A nota do Banco Central reconhece, de passagem, o comportamento atípico das operações de assistência financeira de liquidez em setembro, mas faz uma observação "tranquilizadora", apostando na credulidade dos jornalistas: "Cabe registrar que se trata de operações localizadas, que não representam qualquer tipo de dificuldade ao sistema".

O leitor protesta com irritação: "A Folha não poderia ter deixado de ver escândalo desta relevância. O povo, que provavelmente é dono desse banco (oque deu o estouro) e vai pagar a conta via imposto inflacionário, precisa saber quem é o político responsável por isto, que providência será tomada para tentar reaver em parte este dinheiro".

Em resumo: no último mês da administração Collor, quando o presidente lutava com todas as forças para manter-se no poder, Cr$ 4,4 trilhões foram supostamente usados para socorrer um ou vários bancos estatais, e nenhum jornalista da Folha ou de outro jornal desconfia de nada. O relatório oficial mostra indícios, mas todos o aceitam candidamente, hipnotizados, extáticos, diante da cascata de números.

Ninguém faz a pergunta que ainda não foi feita. Quais são as operações localizadas, como diz o BC, que obrigam a uma "assistência" que chega a quase 88% de toda a variação monetária ocorrida no país em um mês? Quais os bancos envolvidos? Quem são os responsáveis? Qual o impacto na taxa da inflação? Quem vai pagar a conta? Por quê?

Há ocasiões em que, pela força do contraste, tudo o que vai para as páginas dos jornais tem um certo ar de mentira. É como se todas as outras notícias estivessem ali apenas ocupando espaço para impedir que algo mais verdadeiro possa se revelar.

A IMPRENSA CAÇA SUAS BRUXAS

A Folha e os grandes jornais brasileiros se deixara manipular pela polícia na cobertura das apurações do suposto "ritual satânico" de Guaratuba (PR) , em que se afirma que crianças teriam sido barbaramente sacrificadas em cerimônias de uma seita religiosa.

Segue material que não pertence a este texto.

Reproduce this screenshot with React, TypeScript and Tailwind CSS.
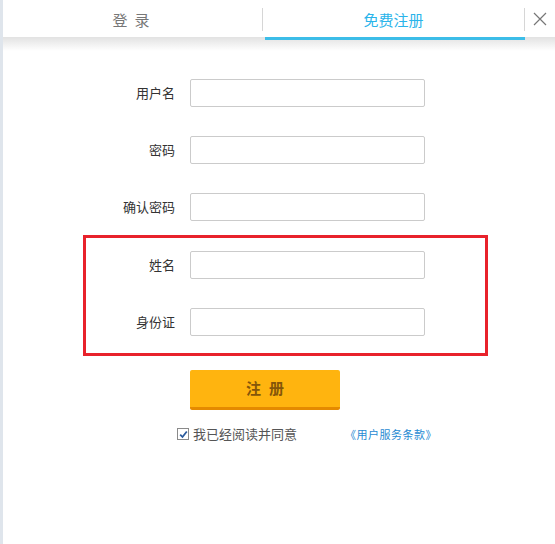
import React from "react";

const font = { fontFamily: '"Noto Sans CJK SC", "Liberation Sans", sans-serif' };

const Row: React.FC<{ label: string; labelW: string; type?: string }> = ({ label, labelW, type = "text" }) => (
  <div className="flex items-center h-[28px]">
    <label className={`${labelW} text-right text-[13px] text-[#333]`}>{label}</label>
    <input
      type={type}
      className="ml-[15px] w-[235px] h-[28px] border border-[#cbcbcb] rounded-[2px] bg-white outline-none px-2 text-[13px]"
    />
  </div>
);

const App: React.FC = () => {
  return (
    <div className="w-[555px] h-[544px] bg-white border-l-[3px] border-[#dfe5ec] overflow-hidden" style={font}>
      {/* header tabs */}
      <div className="flex h-[37px] -ml-[3px]">
        <div className="w-[262px] flex items-center justify-center pt-[3px] text-[15px] text-[#777] tracking-[7px] pl-[7px]">
          登录
        </div>
        <div className="w-px h-[23px] mt-[8px] bg-[#d6d6d6]" />
        <div className="w-[261px] flex items-center justify-center pt-[3px] text-[15px] text-[#2ab4ea]">
          免费注册
        </div>
        <div className="w-px h-[23px] mt-[8px] bg-[#d6d6d6]" />
        <button className="flex-1 flex items-center justify-center text-[#777]">
          <svg width="14" height="14" viewBox="0 0 14 14" stroke="currentColor" strokeWidth="1.2" fill="none">
            <path d="M1 1 L13 13 M13 1 L1 13" />
          </svg>
        </button>
      </div>
      <div className="h-[14px] -ml-[3px] bg-gradient-to-b from-[#e2e2e2] to-white">
        <div className="ml-[265px] w-[260px] h-[3px] bg-[#3cbde8]" />
      </div>

      {/* form */}
      <div className="mt-[28px] -ml-[3px] flex flex-col gap-[29px]">
        <Row label="用户名" labelW="w-[175px]" />
        <Row label="密码" labelW="w-[175px]" type="password" />
        <Row label="确认密码" labelW="w-[175px]" type="password" />
      </div>

      <div className="mt-[14px] ml-[80px] w-[405px] border-[3px] border-[#e8222b] pt-[13px] pb-[17px] flex flex-col gap-[29px]">
        <Row label="姓名" labelW="w-[89px]" />
        <Row label="身份证" labelW="w-[89px]" />
      </div>

      <div className="-ml-[3px] pl-[190px] mt-[14px]">
        <button className="w-[150px] h-[40px] bg-[#ffb40f] border-b-[3px] border-[#e48a00] rounded-[2px] text-[15px] font-semibold text-[#84560a] tracking-[8px] pl-[8px]">
          注册
        </button>
      </div>

      <div className="-ml-[3px] pl-[177px] mt-[16px] flex items-center h-[16px]">
        <span className="w-[12px] h-[12px] border border-[#8a8a8a] bg-white flex items-center justify-center">
          <svg width="9" height="9" viewBox="0 0 9 9" fill="none" stroke="#2a5a9c" strokeWidth="1.8">
            <path d="M1.2 4.6 L3.5 7 L7.8 1.5" />
          </svg>
        </span>
        <span className="ml-[4px] text-[13px] text-[#555]">我已经阅读并同意</span>
        <a className="ml-[48px] text-[11px] tracking-[0.5px] text-[#1f8ad2] cursor-pointer">《用户服务条款》</a>
      </div>
    </div>
  );
};

export default App;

Um casal de suspeitos foragido, o argentino José Taruggi e sua mulher a brasileira Valentina Andrade, receberam a denominação de "bruxos", foram prejulgados e condenados por antecipação pela imprensa, que martelou em manchetes seguidas, "bruxos", "bruxos, "bruxos".

Os acusados estavam escondidos para fugir, como alegam, à fúria popular provocada também por esse tipo de noticiário. Durante meses de investigação, não apresentaram seu lado da história. O grosso do que a imprensa publicava tinha apoio apenas em versões policiais. Foi o caso da interpretação de uma fita de vídeo em que o argentino, em "transe", afirmava, segundo a polícia, "matem as criancinhas".

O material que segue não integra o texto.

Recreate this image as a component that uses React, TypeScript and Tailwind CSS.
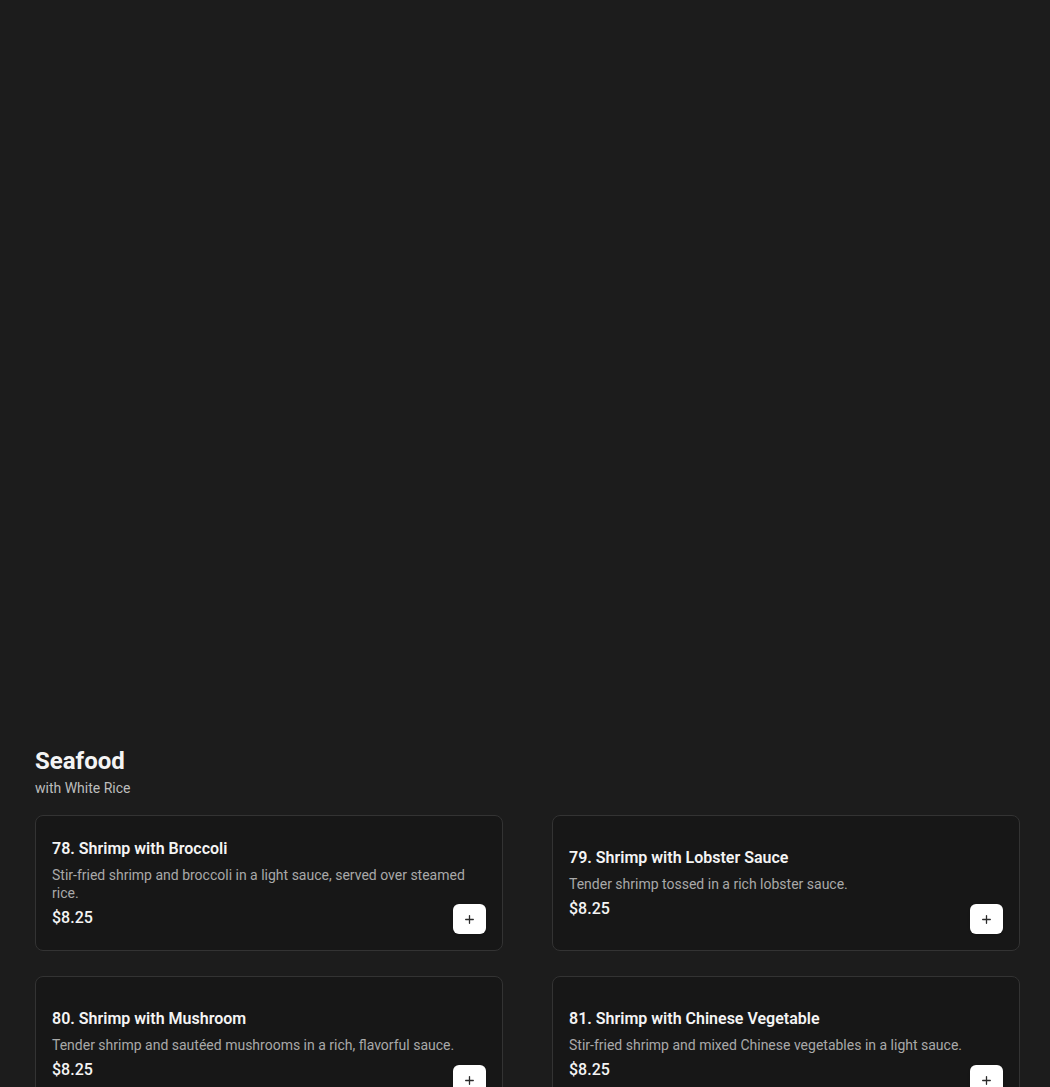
import React from 'react';
import { Plus } from 'lucide-react';

type Item = {
  id: number;
  name: string;
  description: string;
  price: string;
};

const items: Item[] = [
  {
    id: 78,
    name: 'Shrimp with Broccoli',
    description: 'Stir-fried shrimp and broccoli in a light sauce, served over steamed rice.',
    price: '$8.25',
  },
  {
    id: 79,
    name: 'Shrimp with Lobster Sauce',
    description: 'Tender shrimp tossed in a rich lobster sauce.',
    price: '$8.25',
  },
  {
    id: 80,
    name: 'Shrimp with Mushroom',
    description: 'Tender shrimp and sautéed mushrooms in a rich, flavorful sauce.',
    price: '$8.25',
  },
  {
    id: 81,
    name: 'Shrimp with Chinese Vegetable',
    description: 'Stir-fried shrimp and mixed Chinese vegetables in a light sauce.',
    price: '$8.25',
  },
];

const MenuCard: React.FC<{ item: Item }> = ({ item }) => (
  <div className="relative flex h-[136px] flex-col justify-center rounded-lg border border-[#333333] bg-[#171717] p-4">
    <h3 className="text-base font-semibold leading-[26px] text-[#f4f4f4]">
      {item.id}. {item.name}
    </h3>
    <p className="mt-[5px] text-sm leading-[17.5px] text-[#a9a9a9]">{item.description}</p>
    <p className="mt-1 text-base font-medium leading-6 text-[#f4f4f4]">{item.price}</p>
    {/* add button sits over the bottom-right corner */}
    <button className="absolute bottom-4 right-4 flex h-[30px] w-[33px] items-center justify-center rounded-md bg-white text-[#2b2b2b] shadow-sm">
      <Plus size={13} strokeWidth={2.4} />
    </button>
  </div>
);

const App: React.FC = () => {
  return (
    <div
      className="min-h-screen bg-[#1c1c1c]"
      style={{ fontFamily: 'Roboto, "Noto Sans", sans-serif' }}
    >
      <div className="h-[745px]" />
      <section className="pl-[35px] pr-[30px]">
        <h2 className="text-2xl font-bold leading-8 text-[#f4f4f4]">Seafood</h2>
        <p className="mt-[1px] text-sm leading-5 text-[#bdbdbd]">with White Rice</p>
        <div className="mt-[17px] grid grid-cols-2 gap-x-[49px] gap-y-[25px]">
          {items.map((item) => (
            <MenuCard key={item.id} item={item} />
          ))}
        </div>
      </section>
    </div>
  );
};

export default App;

Em crítica interna distribuída à Redação no dia 15 de julho, numa nota denominada "Caça as Bruxas", escrevi que o Manual da Folha estava sendo desobedecido, disse que o caso exigia isenção. Não houve qualquer mudança no jornal, que manteve o mesmo tom em seu noticiário.

Recentemente no dia 7 de outubro, tudo foi desmentido. Os acusados apareceram. Foram ouvidos. A polícia retirou a versão, disse que o trecho da fita de vídeo mostrava Taruggi falando "mas tem as criancinhas" e não "matem as criancinhas" e declarou-os inocentes. Os jornais, mais uma vez, foram atrás da polícia, fazendo de conta que nada tinha acontecido, que nenhum inocente (até prova em contrário) tinha sido publicamente espezinhado com bases em indícios inconsistentes.

Os dois pararam de ser chamados de bruxos, mas ficou a lembrança de um episódio exemplar, em que a Folha -e todos os outros grandes jornais, rádios e TVs- se deixou guiar por "critérios" editoriais típicos da imprensa sensacionalista.

Consultada a respeito, a Secretária d Redação da Folha Eleonora de Lucena assinalou que o termo bruxo saía sempre entre aspas no jornal, mas declarou também que o caso mostra a importância de que o jornalismo mantenha o maior distanciamento e reserva diante das informações fornecidas pela polícia e questione sempre as versões divulgadas por todas as fontes envolvidas em determinado fato.